Merdeka.com - Wakil Ketua Komisi Pemberantasan Korupsi (KPK) Alexander Marwata menyebut banyaknya kepala daerah yang terjerat kasus korupsi dikarenakan tingginya biaya politik. Biaya politik yang tinggi dan tak sepadan dengan gaji yang didapatkan saat menjadi kepala daerah membuat orang nekat melakukan korupsi.
BERITA TERKAIT
Alexander menjabarkan jika gaji seorang kepala daerah yang dijumlahkan selama lima tahun menjabat tak mampu menutup biaya politik yang dikeluarkan saat kampanye. Alexander mencontohkan kasus penangkapan Bupati Pak Pak di Sumatera Utara.
"Untuk menjadi bupati di Sumatera Utara misalnya saja butuh hingga Rp 20 miliar. Nah kalau gaji Rp 5 juta per bulan dan ditambah tunjangan maka total yang diperoleh jauh dari Rp 20 milliar. Lalu mereka nekat korupsi," ujar Alexander saat mengisi seminar 'Korupsi dan Transparansi Pengelolaan Keuangan Desa' di UMY, Jumat (23/11).
Alexander menceritakan jika dirinya meyakini jika biaya politik yang tinggi tak membuat kepala daerah setulusnya akan mengabdi. Kepala daerah dengan biaya politik yang tinggi tentu menginginkan pula biaya politik yang telah dikeluarkannya bisa kembali.
Tingginya biaya politik membuat Alexander yakin jika operasi tangkap tangan (OTT) terhadap kepala daerah masih akan terjadi.

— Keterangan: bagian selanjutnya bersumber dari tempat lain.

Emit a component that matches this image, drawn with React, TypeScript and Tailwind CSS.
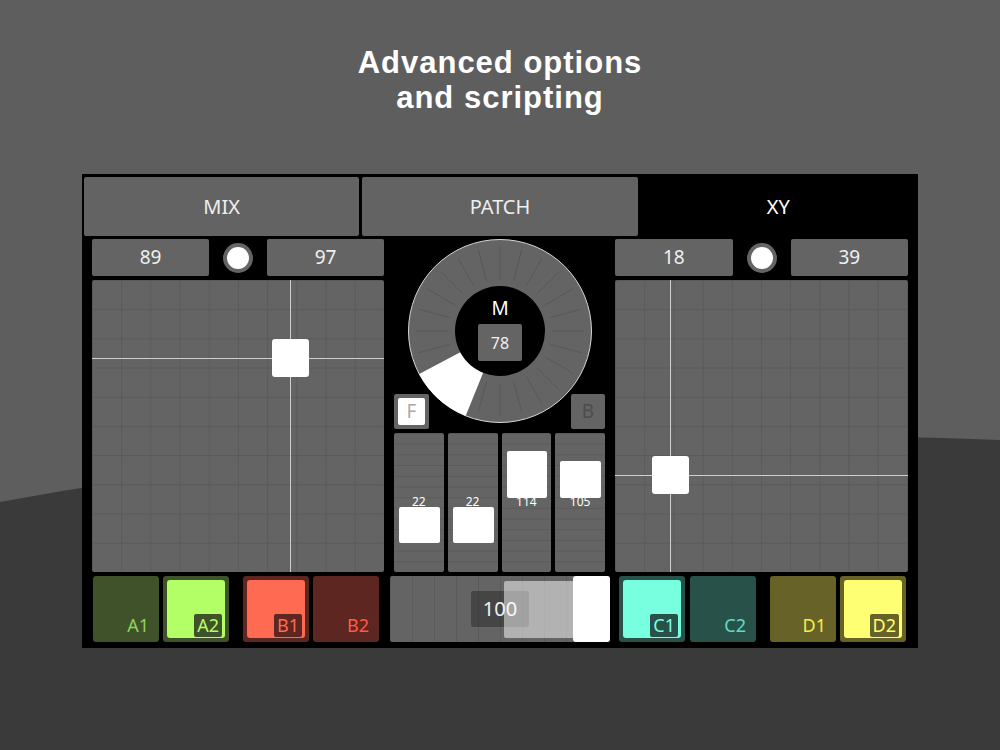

"Kalau mekanisme pemilihan kepala daerah masih seperti sekarang dengan biaya politik yang sangat mahal. Sementara di sisi lain penghasilan sangat tidak bisa menutupi biaya (politik). Ya saya yakin OTT pasti akan terjadi lagi dan enggak berhenti," urai Alexander.
Alexander menambahkan selama tahun 2018, KPK sudah melakukan 20 kali OTT terhadap kepala daerah. Sedangkan selama KPK berdiri disebut Alexander sudah lebih dari 100 kepala daerah yang berurusan dengan lembaganya.
"Sejak KPK berdiri kan sudah 100 lebihlah kepala daerah yang di OTT. Tahun ini saja sudah 20 kepala daerah yang di OTT," tutup Alexander. [ded]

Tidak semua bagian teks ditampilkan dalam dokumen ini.